Word for word, transcribe the lines below and drop the pictures.

╭──

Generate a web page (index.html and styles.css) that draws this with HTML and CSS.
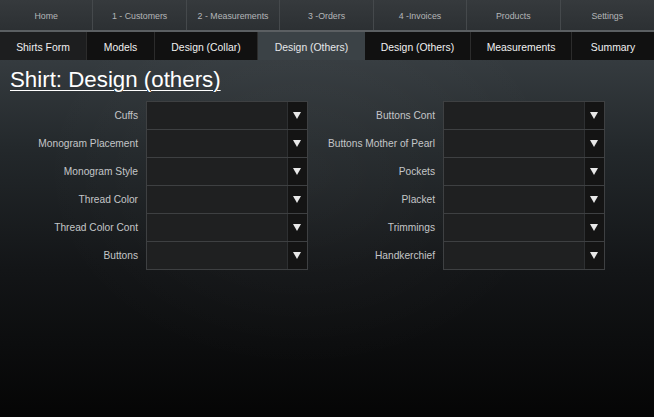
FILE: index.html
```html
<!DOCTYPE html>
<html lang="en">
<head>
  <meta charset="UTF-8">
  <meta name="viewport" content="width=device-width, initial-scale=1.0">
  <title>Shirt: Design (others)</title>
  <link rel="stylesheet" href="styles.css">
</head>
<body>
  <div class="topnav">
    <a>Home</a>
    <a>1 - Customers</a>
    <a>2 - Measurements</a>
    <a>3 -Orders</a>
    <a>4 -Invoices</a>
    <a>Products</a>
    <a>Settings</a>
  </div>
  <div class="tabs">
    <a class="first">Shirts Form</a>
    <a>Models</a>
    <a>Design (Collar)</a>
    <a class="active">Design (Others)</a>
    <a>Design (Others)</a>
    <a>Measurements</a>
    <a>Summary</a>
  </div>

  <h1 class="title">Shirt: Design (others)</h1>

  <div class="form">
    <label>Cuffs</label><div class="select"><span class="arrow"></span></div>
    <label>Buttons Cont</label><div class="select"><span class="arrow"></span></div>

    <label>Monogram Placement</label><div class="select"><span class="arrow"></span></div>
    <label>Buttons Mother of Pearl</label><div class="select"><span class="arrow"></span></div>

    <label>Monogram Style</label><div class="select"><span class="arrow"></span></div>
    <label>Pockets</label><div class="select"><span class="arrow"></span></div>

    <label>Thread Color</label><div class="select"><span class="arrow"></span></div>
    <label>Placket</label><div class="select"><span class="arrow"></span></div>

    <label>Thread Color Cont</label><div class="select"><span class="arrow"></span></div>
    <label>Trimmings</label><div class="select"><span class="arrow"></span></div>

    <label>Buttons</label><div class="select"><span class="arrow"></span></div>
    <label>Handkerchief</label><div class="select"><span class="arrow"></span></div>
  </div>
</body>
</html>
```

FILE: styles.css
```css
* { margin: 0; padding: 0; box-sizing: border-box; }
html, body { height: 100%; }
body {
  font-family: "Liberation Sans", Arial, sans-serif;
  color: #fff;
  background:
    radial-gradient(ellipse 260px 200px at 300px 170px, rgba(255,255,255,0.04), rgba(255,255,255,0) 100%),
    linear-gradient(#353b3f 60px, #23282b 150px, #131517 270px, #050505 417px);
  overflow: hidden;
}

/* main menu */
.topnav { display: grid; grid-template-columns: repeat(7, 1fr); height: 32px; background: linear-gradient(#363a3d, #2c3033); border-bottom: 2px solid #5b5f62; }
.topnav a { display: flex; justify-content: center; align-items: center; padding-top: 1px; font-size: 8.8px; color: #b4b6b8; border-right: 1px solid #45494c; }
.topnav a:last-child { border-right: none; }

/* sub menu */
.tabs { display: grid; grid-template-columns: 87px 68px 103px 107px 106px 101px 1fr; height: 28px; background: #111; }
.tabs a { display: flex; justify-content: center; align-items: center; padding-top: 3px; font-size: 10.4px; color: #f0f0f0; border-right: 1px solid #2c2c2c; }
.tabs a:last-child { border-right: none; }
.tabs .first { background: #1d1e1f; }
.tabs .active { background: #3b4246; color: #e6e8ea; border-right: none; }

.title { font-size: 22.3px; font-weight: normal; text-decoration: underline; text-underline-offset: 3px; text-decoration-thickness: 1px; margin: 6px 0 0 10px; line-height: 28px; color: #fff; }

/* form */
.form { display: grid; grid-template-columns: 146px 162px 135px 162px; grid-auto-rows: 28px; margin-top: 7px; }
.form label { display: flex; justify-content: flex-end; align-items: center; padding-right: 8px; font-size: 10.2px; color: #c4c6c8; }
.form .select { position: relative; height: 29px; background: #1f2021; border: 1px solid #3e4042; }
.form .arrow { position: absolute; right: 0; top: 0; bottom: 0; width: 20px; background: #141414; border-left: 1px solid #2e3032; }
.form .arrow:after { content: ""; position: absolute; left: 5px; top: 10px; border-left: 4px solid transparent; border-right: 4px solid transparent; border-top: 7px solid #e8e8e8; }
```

╰──

:: Answer for the task ::
Generate a web page (index.html and styles.css) that draws this with HTML and CSS.
FILE: index.html
```html
<!DOCTYPE html>
<html lang="en">
<head>
  <meta charset="UTF-8">
  <meta name="viewport" content="width=device-width, initial-scale=1.0">
  <title>Shirt: Design (others)</title>
  <link rel="stylesheet" href="styles.css">
</head>
<body>
  <div class="topnav">
    <a>Home</a>
    <a>1 - Customers</a>
    <a>2 - Measurements</a>
    <a>3 -Orders</a>
    <a>4 -Invoices</a>
    <a>Products</a>
    <a>Settings</a>
  </div>
  <div class="tabs">
    <a class="first">Shirts Form</a>
    <a>Models</a>
    <a>Design (Collar)</a>
    <a class="active">Design (Others)</a>
    <a>Design (Others)</a>
    <a>Measurements</a>
    <a>Summary</a>
  </div>

  <h1 class="title">Shirt: Design (others)</h1>

  <div class="form">
    <label>Cuffs</label><div class="select"><span class="arrow"></span></div>
    <label>Buttons Cont</label><div class="select"><span class="arrow"></span></div>

    <label>Monogram Placement</label><div class="select"><span class="arrow"></span></div>
    <label>Buttons Mother of Pearl</label><div class="select"><span class="arrow"></span></div>

    <label>Monogram Style</label><div class="select"><span class="arrow"></span></div>
    <label>Pockets</label><div class="select"><span class="arrow"></span></div>

    <label>Thread Color</label><div class="select"><span class="arrow"></span></div>
    <label>Placket</label><div class="select"><span class="arrow"></span></div>

    <label>Thread Color Cont</label><div class="select"><span class="arrow"></span></div>
    <label>Trimmings</label><div class="select"><span class="arrow"></span></div>

    <label>Buttons</label><div class="select"><span class="arrow"></span></div>
    <label>Handkerchief</label><div class="select"><span class="arrow"></span></div>
  </div>
</body>
</html>
```

FILE: styles.css
```css
* { margin: 0; padding: 0; box-sizing: border-box; }
html, body { height: 100%; }
body {
  font-family: "Liberation Sans", Arial, sans-serif;
  color: #fff;
  background:
    radial-gradient(ellipse 260px 200px at 300px 170px, rgba(255,255,255,0.04), rgba(255,255,255,0) 100%),
    linear-gradient(#353b3f 60px, #23282b 150px, #131517 270px, #050505 417px);
  overflow: hidden;
}

/* main menu */
.topnav { display: grid; grid-template-columns: repeat(7, 1fr); height: 32px; background: linear-gradient(#363a3d, #2c3033); border-bottom: 2px solid #5b5f62; }
.topnav a { display: flex; justify-content: center; align-items: center; padding-top: 1px; font-size: 8.8px; color: #b4b6b8; border-right: 1px solid #45494c; }
.topnav a:last-child { border-right: none; }

/* sub menu */
.tabs { display: grid; grid-template-columns: 87px 68px 103px 107px 106px 101px 1fr; height: 28px; background: #111; }
.tabs a { display: flex; justify-content: center; align-items: center; padding-top: 3px; font-size: 10.4px; color: #f0f0f0; border-right: 1px solid #2c2c2c; }
.tabs a:last-child { border-right: none; }
.tabs .first { background: #1d1e1f; }
.tabs .active { background: #3b4246; color: #e6e8ea; border-right: none; }

.title { font-size: 22.3px; font-weight: normal; text-decoration: underline; text-underline-offset: 3px; text-decoration-thickness: 1px; margin: 6px 0 0 10px; line-height: 28px; color: #fff; }

/* form */
.form { display: grid; grid-template-columns: 146px 162px 135px 162px; grid-auto-rows: 28px; margin-top: 7px; }
.form label { display: flex; justify-content: flex-end; align-items: center; padding-right: 8px; font-size: 10.2px; color: #c4c6c8; }
.form .select { position: relative; height: 29px; background: #1f2021; border: 1px solid #3e4042; }
.form .arrow { position: absolute; right: 0; top: 0; bottom: 0; width: 20px; background: #141414; border-left: 1px solid #2e3032; }
.form .arrow:after { content: ""; position: absolute; left: 5px; top: 10px; border-left: 4px solid transparent; border-right: 4px solid transparent; border-top: 7px solid #e8e8e8; }
```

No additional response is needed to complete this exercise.